Membicarakan kebangkitan PKI dan komunisme dalam sistem negara hukum Pancasila, kata Basarah, merupakan hal yang tidak berguna. Selain tiap-tiap bangsa wajib bertuhan menurut falsafah sila Ketuhanan dalam Pancasila sebagaimana dipidatokan Bung Karno tanggal 1 Juni 1945, PKI juga sudah mati permanen di Indonesia.

Basarah mengatakan, TAP MPRS Nomor XXV/MPRS/1966 tentang Pembubaran PKI dan Sebagai Partai Terlarang di Indonesia sudah final karena berdasarkan ketentuan pasal 2 ayat (1) TAP MPR Nomor I/MPR/2003 Tentang Peninjauan Terhadap Materi dan Status Hukum TAP MPRS/MPR sejak Tahun 1960-2002 telah dinyatakan masih berlaku. Sementara, lembaga MPR RI pasca perubahan UUD Tahun 1945 menjadi UUD Negara Republik Indonesia Tahun 1945 pada tahun 1999-2002, sudah tidak lagi memiliki kewenangan apapun untuk membuat ketetapan MPR yang bersifat mengatur keluar (regeling).
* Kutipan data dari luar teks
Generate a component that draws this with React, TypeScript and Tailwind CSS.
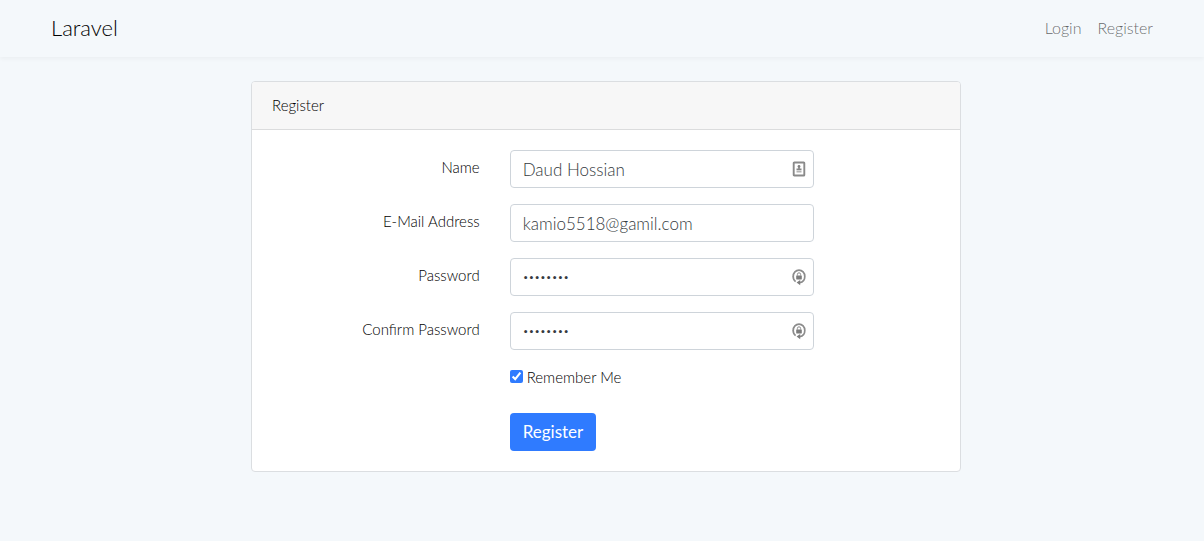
import type { ReactNode } from "react";

function ContactIcon() {
  return (
    <svg viewBox="0 0 14 16" className="h-4 w-3.5" fill="none" aria-hidden="true">
      <rect x="1.7" y="1.5" width="10.6" height="13" rx="0.6" stroke="#8a8a8a" strokeWidth="1.9" />
      <circle cx="7" cy="5.4" r="1.4" fill="#808080" />
      <path d="M6.2 6h1.6v1.4h1.7v1.8h-5V7.4h1.7z" fill="#858585" />
      <path d="M4.5 9.8h5v1.8h-5z" fill="#b4b4b4" />
    </svg>
  );
}

function PasswordIcon() {
  return (
    <svg viewBox="0 0 14 18" className="h-[18px] w-3.5" fill="none" aria-hidden="true">
      <path d="M3.6 13.6A6 6 0 0 1 1.2 8.4C1.2 4.9 3.8 2.1 7 2.1s5.8 2.8 5.8 6.3c0 3.2-2 5.6-5 6.2" stroke="#8c8c8c" strokeWidth="1.7" />
      <path d="M8.2 12v5.2L4.6 14.6z" fill="#7c7c7c" />
      <rect x="4.2" y="7.4" width="5.6" height="4" rx="0.4" fill="#7c7c7c" />
      <path d="M5.4 7.6V6.4a1.6 1.6 0 0 1 3.2 0v1.2" stroke="#8c8c8c" strokeWidth="1" />
    </svg>
  );
}

type FieldProps = {
  id: string;
  label: string;
  type: string;
  value: string;
  icon?: ReactNode;
};

function Field({ id, label, type, value, icon }: FieldProps) {
  return (
    <div className="mb-4 grid grid-cols-12">
      <label htmlFor={id} className="col-span-4 px-[15px] pt-1.5 text-right">
        {label}
      </label>
      <div className="relative col-span-6 mx-[15px]">
        <input
          id={id}
          name={id}
          type={type}
          defaultValue={value}
          className={`block h-[38px] w-full rounded border border-[#ced4da] bg-white px-3 leading-6 text-[#343a40] outline-none focus:border-[#80bdff] ${
            type === "password" ? "text-[10px]" : "text-[17px]"
          }`}
        />
        {icon && <span className="pointer-events-none absolute inset-y-0 right-2 flex items-center">{icon}</span>}
      </div>
    </div>
  );
}

export default function App() {
  return (
    <div className="min-h-screen bg-[#f4f8fb] font-['Lato','Open_Sans',sans-serif] text-[15px] leading-[23px] font-light text-black">
      <nav className="h-[57px] pl-2 shadow-[0_2px_4px_rgba(0,0,0,0.04)]">
        <div className="mx-auto flex h-full max-w-[1140px] items-center justify-between px-[15px] pb-0.5">
          <a href="#" className="text-[22px] leading-8">
            Laravel
          </a>
          <div className="flex gap-4 px-2 text-base text-black/60">
            <a href="#login">Login</a>
            <a href="#register">Register</a>
          </div>
        </div>
      </nav>
      <main className="py-6 pl-2">
        <div className="mx-auto grid max-w-[1140px] grid-cols-12 px-[15px]">
          <section className="col-span-8 col-start-3 mx-[15px] overflow-hidden rounded border border-[#dbdee1] bg-white">
            <h1 className="border-b border-[#dbdcdd] bg-[#f7f7f7] px-5 py-3">Register</h1>
            <form className="p-5" onSubmit={(event) => event.preventDefault()}>
              <Field id="name" label="Name" type="text" value="Daud Hossian" icon={<ContactIcon />} />
              <Field id="email" label="E-Mail Address" type="email" value="kamio5518@gamil.com" />
              <Field id="password" label="Password" type="password" value="password" icon={<PasswordIcon />} />
              <Field id="password-confirm" label="Confirm Password" type="password" value="password" icon={<PasswordIcon />} />
              <div className="mb-6 grid grid-cols-12">
                <label className="col-span-6 col-start-5 mx-[15px] flex gap-1">
                  <input type="checkbox" defaultChecked className="mt-1 size-[13px] accent-[#2f7bff]" />
                  Remember Me
                </label>
              </div>
              <div className="grid grid-cols-12">
                <div className="col-span-6 col-start-5 mx-[15px]">
                  <button type="submit" className="block h-[38px] rounded bg-[#2f7bff] px-[13px] text-[17px] leading-6 font-normal text-white">
                    Register
                  </button>
                </div>
              </div>
            </form>
          </section>
        </div>
      </main>
    </div>
  );
}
“Dengan demikian tidak ada lagi celah hukum apapun bagi bangkitnya PKI di Indonesia karena TAP MPR Nomor XXV/MPRS/1966 sudah tidak dapat lagi cabut oleh siapapun dan lembaga negara manapun termasuk oleh MPR RI sendiri,” ujarnya.

 

Konsekuensi Gelar Pahlawan Nasional

Basarah mengatakan, rezim Orde Baru sebagai sang pemenang peristiwa pemberontakan politik tahun 1965 tersebut telah ditumbangkan rakyat melalui gerakan Reformasi tahun 1998 dengan epilog ditetapkannya mantan Presiden Soeharto sebagai Pahlawan Orde Baru sebagai Tersangka Korupsi melalui TAP MPR Nomor XI/MPR/1998.

“Haruskah sejarah kelam bangsa Indonesia tahun 1965 itu mau terus kita propagandanya menurut versi rezim yang korup dan sudah tidak berlaku lagi?,” tanya Basarah.

Jika melihat sisi sejarah yang lain di luar narasi versi Orde Baru, Basarah mengatakan, kita dapat melihat pandangan dan sikap Presiden Soekarno pada waktu itu.

Menurut Presiden Soekarno – seperti terlihat dalam suratnya kepada Pimpinan MPRS RI tanggal 10 Januari 1967 yang dikenal dengan Pidato Pelengkap Nakwaksara - peristiwa G30S adalah suatu “complete ovverompeling” atau penyerbuan yang lengkap/sempurna bagi dirinya.

Berdasarkan penyelidikannya, Bung Karno menjelaskan bahwa Peristiwa G30S itu ditimbulkannya oleh pertemuan tiga sebab, yaitu :(a) Keblingernya pimpinan PKI, (b) Kelihaian subversi nekolim (neo kolonialisme dan imperialisme), (c) Adanya oknum-oknum yang tidak benar.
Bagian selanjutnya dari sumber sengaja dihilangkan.